**WHAT THE TASK ASKS**: Count how many lines mention the word "with". Write that number alone.

**GIVEN MATERIAL**:
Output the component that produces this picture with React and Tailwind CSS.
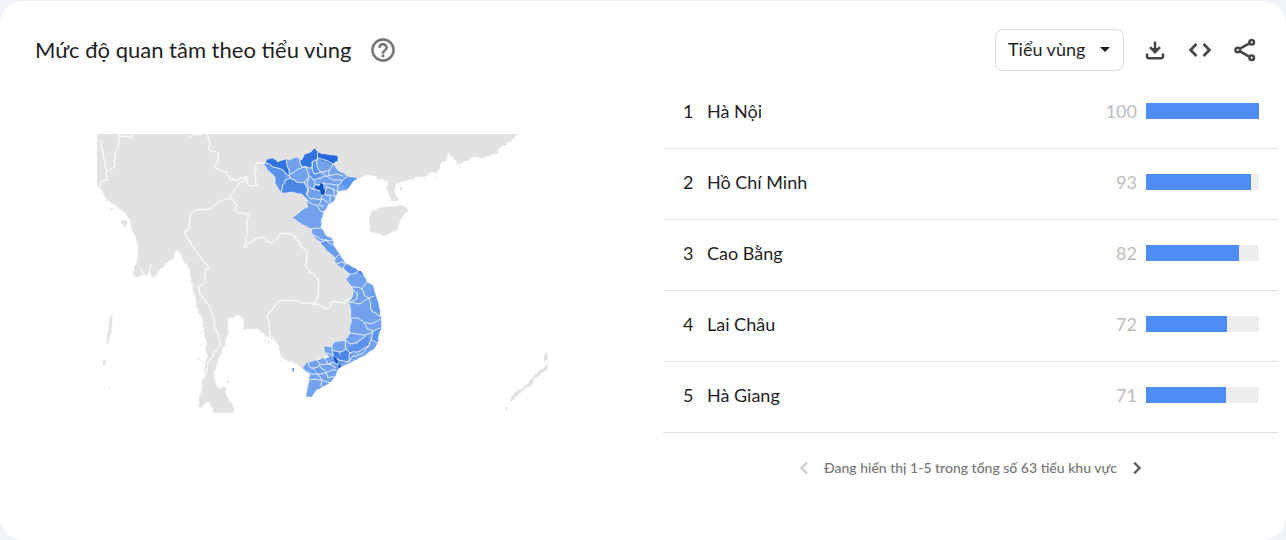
import { useState } from "react";

const REGIONS = [
  { name: "Hà Nội", value: 100 },
  { name: "Hồ Chí Minh", value: 93 },
  { name: "Cao Bằng", value: 82 },
  { name: "Lai Châu", value: 72 },
  { name: "Hà Giang", value: 71 },
];

// Subdivides a polyline with small deterministic offsets so coasts look natural.
function rough(points, amp, step, close) {
  const pts = points.trim().split(/\s+/).map((p) => p.split(",").map(Number));
  const last = close ? pts.length : pts.length - 1;
  let d = "";
  for (let i = 0; i < last; i++) {
    const [x1, y1] = pts[i];
    const [x2, y2] = pts[(i + 1) % pts.length];
    const len = Math.hypot(x2 - x1, y2 - y1) || 1;
    const n = Math.max(1, Math.round(len / step));
    for (let k = 0; k < n; k++) {
      const t = k / n;
      const seed = Math.sin(x1 * 12.9 + y1 * 78.2 + k * 37.7) * 43758.5;
      const o = k === 0 ? 0 : (seed - Math.floor(seed) - 0.5) * 2 * amp;
      const x = x1 + (x2 - x1) * t - ((y2 - y1) / len) * o;
      const y = y1 + (y2 - y1) * t + ((x2 - x1) / len) * o;
      d += (d ? "L" : "M") + x.toFixed(1) + " " + y.toFixed(1);
    }
  }
  const end = pts[pts.length - 1];
  return close ? d + "Z" : d + "L" + end[0] + " " + end[1];
}

const MAINLAND =
  "92,130 524,130 520,134 514,138 512,141 507,142 505,146 500,148 498,151 497,154 488,157 479,158 472,157 469,161 463,162 457,165 455,160 453,158 450,156 448,152 447,160 444,161 441,164 440,169 438,172 430,173 426,176 420,177 410,179 402,182 396,184 394,190 396,195 399,198 397,201 392,201 389,197 387,190 388,182 383,179 377,179 374,176 368,175 362,177 357,178 350,181 344,188 336,190 331,200 326,203 322,211 318,220 317,232 326,243 335,258 347,269 357,279 365,295 368,310 366,335 345,350 310,362 302,368 298,365 285,360 281,357 280,353 278,345 273,340 265,335 263,333 257,329 250,330 243,329 243,316 230,317 227,320 228,328 227,338 222,350 218,362 214,372 215,383 218,388 225,387 227,397 232,403 235,417 215,417 212,407 208,402 205,401 203,406 200,410 199,397 202,385 205,372 207,358 206,346 205,335 202,317 196,307 193,290 190,272 188,268 183,260 180,253 177,250 175,252 174,258 169,261 165,265 158,272 155,277 152,278 150,272 147,277 144,273 141,276 135,277 133,272 137,260 138,250 137,240 135,235 131,228 130,220 126,214 122,210 117,206 110,202 106,198 103,192 97,185 92,181";

const BORDERS = [
  "97,141 102,142 103,155 106,168 107,180 100,183 99,189",
  "119,134 118,145 115,155 114,167 108,171",
  "119,136 132,138 133,134",
  "187,138 193,135 202,134",
  "207,134 209,140 209,150 219,153 218,160 215,168 227,172 230,180 238,180 246,176 248,185 257,185 255,175 257,163 265,164",
  "246,178 238,185 234,190 230,198 218,202 212,208 204,209 196,210 191,214 190,220 190,228 184,231 189,240 195,250 205,263 209,268 205,272 204,283 198,287 200,295 211,307 214,322 217,332 221,345 208,362 205,375",
  "230,198 235,203 237,212 248,213 247,223 247,235 244,248 254,240 262,237 272,243 282,233 293,235 300,245 307,252 305,265 312,273 319,280 318,298 313,304 296,301 278,302 272,310 267,317 269,330 275,345",
  "313,304 318,304 325,309 328,308 334,301 342,303 350,299",
];

const VIETNAM =
  "358,178 350,177 347,176 341,172 336,168 333,164 338,161 338,156 330,155 322,154 318,152 315,148 311,152 305,154 302,160 297,157 290,160 286,159 278,162 272,158 267,159 264,165 270,172 275,177 275,183 278,188 282,193 293,192 302,194 306,198 308,207 300,212 292,218 300,223 312,229 312,234 320,242 325,248 330,253 335,258 336,264 343,269 350,274 346,279 352,287 353,295 349,303 351,315 351,323 350,333 345,340 333,343 331,347 324,346 325,353 329,357 317,360 308,362 302,368 306,372 310,375 308,385 306,397 312,397 315,392 322,387 330,383 335,377 337,371 341,367 352,362 362,357 373,350 378,343 379,335 381,330 381,320 379,305 376,295 373,285 367,282 363,273 355,268 345,262 340,254 333,245 333,239 325,234 321,227 321,220 324,212 328,205 333,202 338,192 347,190 352,183";

const SHADES = [
  ["#5b93eb", "262,164 272,167 281,170 285,176 284,190 280,196 270,185"],
  ["#3173dd", "263,156 272,156 278,162 286,157 288,168 290,178 283,171 273,167 266,163"],
  ["#3173dd", "303,153 311,151 315,147 318,153 317,160 312,161 312,168 302,167 300,163"],
  ["#2469db", "317,151 340,154 340,162 333,165 325,161 317,158"],
  ["#4d87e5", "289,177 296,182 304,182 308,195 305,199 293,193 281,195 284,181"],
  ["#5b93eb", "311,162 317,158 318,170 321,176 314,180 310,174"],
  ["#5b93eb", "344,178 360,176 348,188 341,184"],
  ["#6499ec", "320,241 333,244 341,254 335,260 329,253"],
  ["#5b93eb", "344,267 350,263 356,268 356,274 349,275"],
  ["#6499ec", "371,290 377,298 380,313 373,311 369,297"],
  ["#5b93eb", "373,332 381,328 378,343 371,341"],
  ["#5b93eb", "348,348 358,343 368,336 369,346 360,351 350,353"],
  ["#4d87e5", "341,353 348,349 351,356 348,362 340,363 339,358"],
  ["#3f7de1", "332,350 338,352 340,358 334,355"],
  ["#5b93eb", "312,370 318,369 321,374 315,374"],
];

const PROVINCES = [
  "266,163 273,167 283,170 290,178 285,180 281,193",
  "286,159 288,168 290,177 296,182 304,182 308,188 307,196",
  "290,174 298,169 306,166 309,176 304,182",
  "298,157 300,163 302,167 312,168 312,162 317,160 318,152",
  "317,158 325,160 333,164 329,170 321,172 317,166 317,160",
  "312,168 314,174 321,172 326,176 333,180 342,181 347,177",
  "329,170 328,176 337,174 343,176",
  "309,176 314,180 321,178 326,176",
  "309,178 307,184 312,189 315,185 314,180",
  "315,185 323,183 327,187 324,194 317,190 312,189",
  "308,188 306,194 311,199 321,199 324,194",
  "323,183 331,184 338,185 342,181",
  "327,187 333,189 338,192 338,185",
  "324,194 330,195 335,197 333,189",
  "321,199 326,201 330,205 330,195",
  "302,196 310,203 317,205 322,212 325,211",
  "321,199 319,205 324,206",
  "309,229 315,228 322,228",
  "312,234 318,237 323,240 333,240",
  "320,242 326,240 332,245",
  "335,259 337,256 341,254",
  "336,264 342,262 346,264 343,268 349,274",
  "349,274 356,273 361,270",
  "348,287 355,287 362,289 367,282",
  "353,289 358,294 357,299 350,303",
  "362,289 365,296 369,298 374,296",
  "350,302 358,304 364,301 369,298 371,310 380,316",
  "350,319 358,318 364,323 371,324 380,319",
  "364,323 367,329 373,331 380,328",
  "350,333 357,334 365,335 373,331 371,340 378,343",
  "345,340 350,344 357,343 365,336",
  "345,340 346,349 350,353 360,351 369,346 371,340",
  "333,343 332,350 340,352 347,349",
  "332,350 334,357 339,360 348,362 350,353",
  "325,353 332,355 336,362 340,367",
  "348,362 353,356 362,354 368,347",
  "317,360 320,364 328,364 336,363",
  "308,362 311,368 318,367 320,364",
  "306,371 313,374 321,374 330,371 336,370",
  "313,368 317,374 322,380 330,383",
  "320,366 326,372 328,378 335,377",
  "309,380 316,379 322,380 321,386",
  "324,358 328,364 336,368",
];

const ISLES = [
  "371,212 378,208 386,207 394,206 401,205 406,207 408,211 404,214 400,221 398,229 391,233 385,236 378,234 370,231 369,222",
  "110,316 113,315 112,325 111,333 108,345 106,343 108,333 109,325",
  "103,361 105,359 106,362 104,366 103,365",
  "121,221 126,220 128,223 124,225 121,223",
  "510,403 511,398 515,392 523,388 529,382 534,376 539,371 546,366 548,361 548,368 541,374 535,378 532,385 525,389 519,394 513,400",
  "544,356 547,352 548,359 544,363",
  "505,408 507,406 507,410",
];

const SPECKS =
  "M200 332h1v2h-1zM203 343h1v2h-1zM199 345h2v1h-2zM198 358h1v2h-1zM203 362h1v2h-1zM109 387h1v2h-1zM119 408h1v1h-1zM122 401h1v1h-1zM205 402h1v2h-1zM197 370h1v1h-1zM227 381h2v2h-2zM113 341h1v1h-1zM111 208h2v2h-2zM124 225h2v2h-2zM105 200h2v1h-2zM434 177h2v1h-2zM459 167h2v1h-2zM265 339h1v3h-1zM280 361h2v1h-2zM424 178h2v1h-2zM400 187h2v3h-2zM268 341h1v3h-1z";

function RegionMap() {
  return (
    <svg viewBox="97 134 451 279" className="block w-full" role="img" aria-label="Bản đồ Việt Nam">
      <defs>
        <clipPath id="country">
          <path d={rough(VIETNAM, 0.7, 3, true)} />
        </clipPath>
      </defs>
      <g fill="#e2e2e2">
        <path d={rough(MAINLAND, 1.2, 2, true)} />
        {ISLES.map((p) => (
          <path key={p} d={rough(p, 0.6, 2, true)} />
        ))}
        <path d={SPECKS} />
      </g>
      <g fill="none" stroke="#fafafa" strokeWidth="1.3" strokeLinejoin="round">
        {BORDERS.map((p) => (
          <path key={p} d={rough(p, 1.2, 3, false)} />
        ))}
        <path d={rough("151,264 149,270 150,277", 0.5, 2, false)} />
        <path d={rough("140,268 143,273 144,278", 0.5, 2, false)} />
        <path d={rough("185,263 188,268 190,272", 0.5, 2, false)} />
      </g>
      <g clipPath="url(#country)">
        <rect x="255" y="140" width="135" height="265" fill="#72a2ee" />
        {SHADES.map(([fill, p]) => (
          <path key={p} fill={fill} d={rough(p, 0.5, 3, true)} />
        ))}
        <g fill="none" stroke="#e8effb" strokeWidth="1" strokeLinejoin="round">
          {PROVINCES.map((p) => (
            <path key={p} d={rough(p, 0.8, 3, false)} />
          ))}
        </g>
        <path fill="#0d50c4" d="M315 185L319 187L321 183L323 184L323 188L325 191L324 195L321 194L320 190L316 189Z" />
        <path fill="#0d50c4" d="M333 355L336 358L338 361L337 364L335 362L334 359ZM339 364L341 366L340 368L338 367Z" />
      </g>
      <path d={rough(VIETNAM, 0.7, 3, true)} fill="none" stroke="#ffffff" strokeOpacity="0.55" strokeWidth="0.7" />
      <path fill="#3f7de1" d="M358 271L361 271L362 274L360 274Z" />
      <path fill="#72a2ee" d="M292 368L294 368L294 372L293 372Z" />
    </svg>
  );
}

function IconButton({ label, children, disabled, className = "text-[#444746]" }) {
  return (
    <button type="button" aria-label={label} disabled={disabled} className={`flex size-6 items-center justify-center ${className}`}>
      {children}
    </button>
  );
}

function MaterialIcon({ d, size = "size-6", stroke }) {
  return (
    <svg viewBox="0 0 24 24" className={size} fill="currentColor" stroke={stroke ? "currentColor" : "none"} strokeWidth={stroke} aria-hidden="true">
      <path d={d} />
    </svg>
  );
}

export default function App() {
  const [view, setView] = useState("sub");
  return (
    <div className="flex min-h-screen flex-col bg-[#f0f4f9] pt-px font-['Lato','Noto_Sans',sans-serif] text-[#1f1f1f]">
      <main className="flex-1 rounded-3xl bg-white">
        <header className="flex items-center justify-between pt-7 pr-[29px] pl-[35px]">
          <div className="flex items-center gap-5">
            <h1 className="text-[22px] leading-8">Mức độ quan tâm theo tiểu vùng</h1>
            <IconButton label="Trợ giúp" className="text-[#757575]">
              <MaterialIcon
                size="size-7 shrink-0"
                stroke="0.3"
                d="M11 18h2v-2h-2v2zm1-16C6.48 2 2 6.48 2 12s4.480 10 10 10 10-4.480 10-10S17.520 2 12 2zm0 18c-4.410 0-8-3.590-8-8s3.590-8 8-8 8 3.590 8 8-3.590 8-8 8zm0-14c-2.210 0-4 1.790-4 4h2c0-1.100.9-2 2-2s2 .9 2 2c0 2-3 1.750-3 5h2c0-2.250 3-2.500 3-5 0-2.210-1.790-4-4-4z"
              />
            </IconButton>
          </div>
          <div className="flex items-center gap-[19px]">
            <div className="relative">
              <select
                aria-label="Chế độ xem"
                value={view}
                onChange={(e) => setView(e.target.value)}
                className="h-[42px] w-[129px] appearance-none rounded-lg border border-[#dadce0] bg-white pb-0.5 pl-3 text-lg"
              >
                <option value="sub">Tiểu vùng</option>
              </select>
              <svg viewBox="0 0 10 5" className="pointer-events-none absolute top-[18px] right-3.5 w-2.5" aria-hidden="true">
                <path d="M0 0h10L5 5z" fill="#1f1f1f" />
              </svg>
            </div>
            <div className="flex items-center gap-[21px]">
              <IconButton label="Tải xuống">
                <svg viewBox="0 0 24 24" className="size-6" fill="none" stroke="currentColor" strokeWidth="2.500" aria-hidden="true">
                  <path d="M12 3.500v9M4 15.500v3a1.700 1.700 0 0 0 1.700 1.700h12.600a1.700 1.700 0 0 0 1.700-1.700v-3" />
                  <path d="M7 9.200l5 5 5-5" />
                  <path d="M8.500 10h7L12 13.500z" fill="currentColor" stroke="none" />
                </svg>
              </IconButton>
              <IconButton label="Nhúng">
                <svg viewBox="0 0 24 24" className="size-6" fill="none" stroke="currentColor" strokeWidth="2.700" aria-hidden="true">
                  <path d="M8.500 6L2.500 12l6 6M15.500 6l6 6-6 6" />
                </svg>
              </IconButton>
              <IconButton label="Chia sẻ">
                <svg viewBox="0 0 24 24" className="size-6" fill="none" stroke="currentColor" strokeWidth="2.500" aria-hidden="true">
                  <path d="M7 10.700L16.300 5.400M7 13.300L16.300 18.600" />
                  <circle cx="4.800" cy="12" r="2.300" />
                  <circle cx="18.700" cy="4.200" r="2.300" />
                  <circle cx="18.700" cy="19.800" r="2.300" />
                </svg>
              </IconButton>
            </div>
          </div>
        </header>

        <div className="grid grid-cols-[1fr_615px] gap-5 pt-[7px] pr-2">
          <section className="pt-14 pr-[95px] pl-[97px]">
            <RegionMap />
          </section>
          <section>
            <ol>
              {REGIONS.map((r, i) => (
                <li key={r.name} className="flex h-[71px] items-center border-b border-[#e0e0e0] pr-[19px] pb-1 pl-5 text-lg">
                  <span className="w-6">{i + 1}</span>
                  <span className="flex-1">{r.name}</span>
                  <span className="pr-[9px] text-[#bdbdbd]">{r.value}</span>
                  <div className="h-4 w-[113px] bg-[#eeeeee]">
                    <div className="h-full bg-[#4e8df7]" style={{ width: `${r.value}%` }} />
                  </div>
                </li>
              ))}
            </ol>
            <nav aria-label="Phân trang" className="flex items-center justify-center gap-2 pt-[23px]">
              <IconButton label="Trang trước" disabled className="text-[#cfcfcf]">
                <MaterialIcon stroke="0.5" d="M15.410 7.410L14 6l-6 6 6 6 1.410-1.410L10.830 12z" />
              </IconButton>
              <p className="text-sm font-medium text-[#757575]">Đang hiển thị 1-5 trong tổng số 63 tiểu khu vực</p>
              <IconButton label="Trang sau" className="text-[#616161]">
                <MaterialIcon stroke="0.5" d="M10 6L8.590 7.410 13.170 12l-4.580 4.590L10 18l6-6z" />
              </IconButton>
            </nav>
          </section>
        </div>
      </main>
    </div>
  );
}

**TASK RESPONSE**: 2